For the shame Thou didst feel at the sins of the world which were laid upon Thee, O Jesus, I desire to console Thee.

For the cruel betrayal of Judas which closed this hour of agony, O Heart of my Jesus, I desire to console Thee.

For all the outrages Thou didst receive during this night of Thy Passion, and for the renewal of them now by so many souls through-out the world, O my Jesus, I desire to console Thee.
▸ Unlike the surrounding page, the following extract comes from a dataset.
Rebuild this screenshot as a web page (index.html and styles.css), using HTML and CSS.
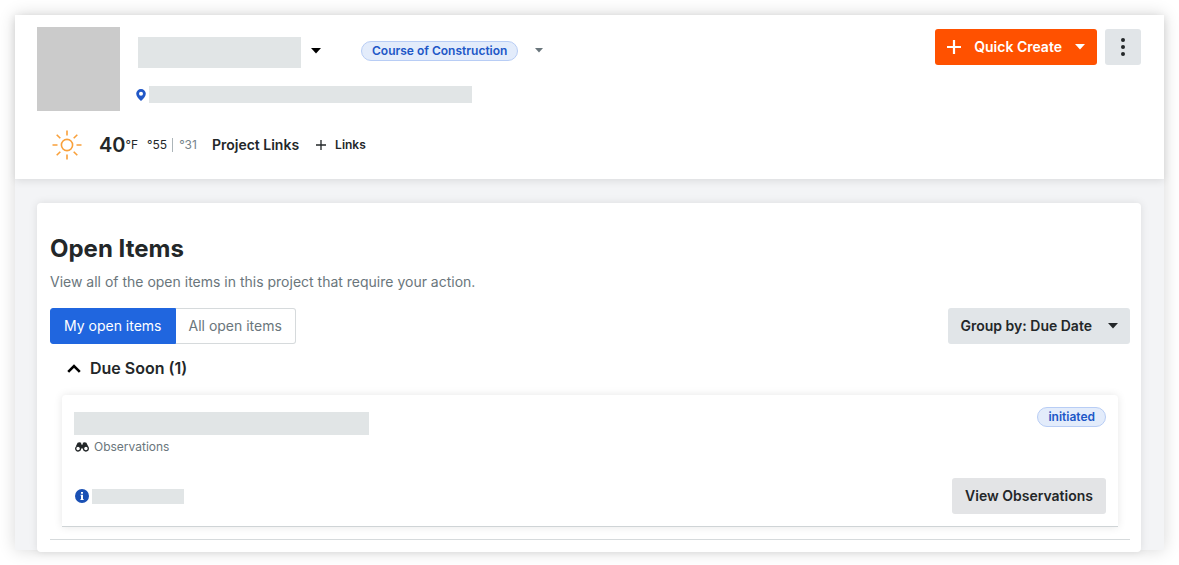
FILE: index.html
```
<!DOCTYPE html>
<html lang="en">
<head>
  <meta charset="utf-8">
  <title>Project Home</title>
  <link rel="stylesheet" href="styles.css">
</head>
<body>
  <div class="page">
    <header class="project-header">
      <div class="header-top">
        <div class="project-photo"></div>
        <div class="project-info">
          <div class="name-row">
            <div class="placeholder project-name"></div>
            <button class="icon-btn name-toggle" aria-label="Switch project">
              <svg width="10" height="6" viewBox="0 0 10 6"><path d="M0 0h10L5 5.6z" fill="#000"/></svg>
            </button>
            <span class="pill">Course of Construction</span>
            <button class="icon-btn stage-toggle" aria-label="Change stage">
              <svg width="8" height="5" viewBox="0 0 8 5"><path d="M0 0h8L4 4.4z" fill="#6a767c"/></svg>
            </button>
          </div>
          <div class="address-row">
            <svg width="10" height="12" viewBox="0 0 10 12"><path fill="#2057c7" fill-rule="evenodd" d="M5 0a4.8 4.8 0 0 1 4.8 4.8C9.8 7.6 7 10 5 12 3 10 .2 7.6.2 4.8A4.8 4.8 0 0 1 5 0zm0 2.8a2 2 0 1 0 0 4 2 2 0 0 0 0-4z"/></svg>
            <div class="placeholder project-address"></div>
          </div>
        </div>
        <div class="header-actions">
          <button class="btn btn-primary">
            <svg width="14" height="14" viewBox="0 0 14 14"><path d="M7 0v14M0 7h14" stroke="#fff" stroke-width="2.2"/></svg>
            <span>Quick Create</span>
            <svg width="10" height="6" viewBox="0 0 10 6"><path d="M0 0h10L5 5.6z" fill="#fff"/></svg>
          </button>
          <button class="btn btn-more" aria-label="More">
            <svg width="4" height="18" viewBox="0 0 4 18" fill="#232729"><circle cx="2" cy="2" r="2"/><circle cx="2" cy="9" r="2"/><circle cx="2" cy="16" r="2"/></svg>
          </button>
        </div>
      </div>
      <div class="header-bottom">
        <svg class="sun" width="30" height="30" viewBox="0 0 30 30" fill="none" stroke="#f9a03a" stroke-width="1.6"><circle cx="15" cy="15" r="5.6"/><path d="M15 .5v5M15 24.5v5M.5 15h5M24.5 15h5M4.7 4.7l3.6 3.6M21.7 21.7l3.6 3.6M4.7 25.3l3.6-3.6M21.7 8.3l3.6-3.6"/></svg>
        <span class="temp">40</span>
        <span class="unit">°F</span>
        <span class="high">°55</span>
        <span class="low">°31</span>
        <span class="links-title">Project Links</span>
        <button class="icon-btn add-link">
          <svg width="10" height="10" viewBox="0 0 10 10"><path d="M5 0v10M0 5h10" stroke="#232729" stroke-width="1.3"/></svg>
          Links
        </button>
      </div>
    </header>

    <main class="content">
      <section class="card">
        <h1>Open Items</h1>
        <p class="subtitle">View all of the open items in this project that require your action.</p>
        <div class="toolbar">
          <div class="segmented">
            <button class="segment active">My open items</button>
            <button class="segment">All open items</button>
          </div>
          <button class="btn btn-group">
            <span>Group by: Due Date</span>
            <svg width="10" height="6" viewBox="0 0 10 6"><path d="M0 0h10L5 5.6z" fill="#232729"/></svg>
          </button>
        </div>

        <h2>
          <button class="icon-btn group-toggle">
            <svg width="14" height="9" viewBox="0 0 14 9"><path d="M1.2 7.8L7 2l5.8 5.8" fill="none" stroke="#000" stroke-width="2.6"/></svg>
            Due Soon (1)
          </button>
        </h2>

        <article class="item">
          <div class="item-row">
            <div>
              <div class="placeholder item-title"></div>
              <div class="item-type">
                <svg width="14" height="10" viewBox="0 0 14 10"><g fill="none" stroke="#232729" stroke-width="1.3"><circle cx="3.1" cy="6.6" r="2.4"/><circle cx="10.9" cy="6.6" r="2.4"/></g><path fill="#232729" d="M2.6.8Q4.3-.4 6.2.8V2.600h1.600V.8q1.900-1.200 3.600 0l1.700 3.500q-3.600-1-4.600 2.300h-3Q4.500 3.300.9 4.300z"/></svg>
                Observations
              </div>
            </div>
            <span class="pill">initiated</span>
          </div>
          <div class="item-row item-footer">
            <div class="item-info">
              <svg width="14" height="14" viewBox="0 0 14 14"><circle cx="7" cy="7" r="7" fill="#1a50b4"/><path d="M6 3h2v1.8H6zM5.600 5.800H8V10h.6v1H5.500v-1H6V6.800h-.4z" fill="#fff"/></svg>
              <div class="placeholder item-due"></div>
            </div>
            <button class="btn btn-view">View Observations</button>
          </div>
        </article>
      </section>
    </main>
  </div>
</body>
</html>
```
FILE: styles.css
```
* {
  box-sizing: border-box;
}

body {
  margin: 0;
  padding: 15px;
  font-family: Inter, "Liberation Sans", sans-serif;
  font-size: 14px;
  line-height: 20px;
  color: #232729;
  background: #fff;
}

svg {
  display: block;
  flex: none;
}

button {
  font: inherit;
  color: inherit;
  cursor: pointer;
}

.page {
  display: flow-root;
  background: #f3f4f6;
  box-shadow: 0 0 16px rgba(0, 0, 0, .16);
}

.placeholder {
  background: #e1e5e6;
}

/* header */
.project-header {
  position: relative;
  padding: 12px 23px 18px 22px;
  background: #fff;
  box-shadow: 0 2px 8px rgba(0, 0, 0, .1);
}

.header-top {
  display: flex;
  align-items: flex-start;
}

.project-photo {
  width: 83px;
  height: 84px;
  background: #cbcbcb;
}

.project-info {
  padding: 10px 0 0 16px;
}

.name-row {
  display: flex;
  align-items: center;
  padding-left: 2px;
}

.project-name {
  width: 163px;
  height: 31px;
}

.icon-btn {
  display: flex;
  align-items: center;
  padding: 0;
  border: none;
  background: none;
}

.name-toggle {
  margin: 0 40px 4px 10px;
}

.stage-toggle {
  margin: 0 0 4px 17px;
}

.pill {
  padding: 0 10px;
  border: 1px solid #b8cdf5;
  border-radius: 10px;
  font-size: 12px;
  font-weight: 600;
  line-height: 18px;
  color: #2057c7;
  background: #e3ecfb;
}

.name-row .pill {
  margin-bottom: 4px;
}

.address-row {
  display: flex;
  align-items: center;
  gap: 3px;
  margin-top: 18px;
}

.project-address {
  width: 323px;
  height: 17px;
}

.header-actions {
  display: flex;
  gap: 8px;
  margin: 2px 0 0 auto;
}

.btn {
  display: flex;
  align-items: center;
  height: 36px;
  padding: 0 12px;
  border: none;
  border-radius: 3px;
  font-weight: 600;
  background: #e1e5e8;
}

.btn-primary {
  gap: 13px;
  color: #fff;
  background: #ff5100;
}

.btn-more {
  width: 36px;
  justify-content: center;
}

.header-bottom {
  display: flex;
  align-items: center;
  height: 32px;
  margin-top: 18px;
  padding-left: 15px;
  font-size: 12px;
}

.temp {
  margin-left: 17px;
  font-size: 20px;
  font-weight: 600;
}

.high {
  margin-left: 9px;
  padding-right: 5px;
  border-right: 1px solid #acb5b9;
  line-height: 14px;
}

.low {
  padding-left: 6px;
  color: #75838a;
}

.links-title {
  margin-left: 15px;
  font-size: 14px;
  font-weight: 600;
}

.add-link {
  gap: 9px;
  margin-left: 17px;
  font-weight: 600;
}

/* open items */
.content {
  padding: 24px 23px 0 22px;
}

.card {
  margin-bottom: -2px;
  padding: 28px 11px 12px 13px;
  border-radius: 4px;
  background: #fff;
  box-shadow: 0 0 8px rgba(0, 0, 0, .1);
}

h1 {
  margin: 0;
  font-size: 24px;
  font-weight: 700;
  line-height: 36px;
}

.subtitle {
  margin: 5px 0 16px;
  color: #6a767c;
}

.toolbar {
  display: flex;
  justify-content: space-between;
}

.segmented {
  display: flex;
}

.segment {
  height: 36px;
  padding: 0 13px;
  border: 1px solid #d6dadc;
  border-left: none;
  border-radius: 0 3px 3px 0;
  color: #6a767c;
  background: #fff;
}

.segment.active {
  border: 1px solid #2066df;
  border-radius: 3px 0 0 3px;
  color: #fff;
  background: #2066df;
}

.btn-group {
  gap: 16px;
}

h2 {
  margin: 12px 0 15px 17px;
  font-size: 16px;
  font-weight: 600;
  line-height: 24px;
}

.group-toggle {
  gap: 9px;
}

.item {
  margin: 0 12px;
  padding: 12px;
  border-bottom: 1px solid #cfd4d6;
  border-radius: 4px 4px 0 0;
  box-shadow: 0 0 8px rgba(0, 0, 0, .1);
}

.item-row {
  display: flex;
  justify-content: space-between;
  align-items: flex-start;
}

.item-title {
  width: 295px;
  height: 23px;
  margin-top: 5px;
}

.item-type {
  display: flex;
  align-items: center;
  gap: 5px;
  margin: 2px 0 0 1px;
  font-size: 12px;
  color: #6a767c;
}

.item-footer {
  align-items: center;
  margin-top: 21px;
}

.item-info {
  display: flex;
  align-items: center;
  gap: 3px;
  margin-left: 1px;
}

.item-due {
  width: 92px;
  height: 15px;
}

.btn-view {
  padding: 0 13px;
  background: #e3e4e6;
}

.card::after {
  content: "";
  display: block;
  margin-top: 12px;
  border-bottom: 1px solid #d6dadc;
}
```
TO JESUS’ HEART, ALL BURNING

To Jesus’Heart all burning

With fervent love for men,

My heart with fondest yearning

Shall raise the joyful strain.

Refrain

While ages course along

Blest be with loudest song,

The Sacred Heart of Jesus

By ev’ry heart and tongue,

The Sacred Heart of Jesus

By ev’ry heart and tongue.

O Heart for me on fire

With love no man can speak,

My yet untold desire,

God gives me for Thy sake. Refrain.

Too true I have forsaken

Thy flock by wilful sin,

Yet now let me be taken

Back to Thy fold again. Refrain.

IMMACULATE MARY

Immaculate Mary,

Thy praises we sing.

Who reignest in splendour

With Jesus our King.

Refrain

Ave, Ave, Ave Maria !

Ave, Ave, Ave Maria !

In Heaven the Blessed,

Thy glory proclaim,

On earth we, thy cildren

Invoke thy fair name. Refrain.

Thy name is our power,

Thy virtues our light,

Thy love is our comfort,

Thy pleading our might. Refrain.

We pray for our Mother

The Church upon earth ;

And bless dearest Lady,

The land of our birth. Refrain.

HAIL, HOLY QUEEN

Hail, Holy Queen enthroned above,

O Maria, Hail Mother of Mercy and of love, O Maria.

Refrain

Triumph all ye Cherubim,

Sing with us ye Seraphim,

Heav’n and earth

Resound the hymn :

Salve, Salve, Salve Regina.

Our life, our sweetness here below,

O Maria.

Our hope in sorrow and in woe, Ô Maria. (Refrain).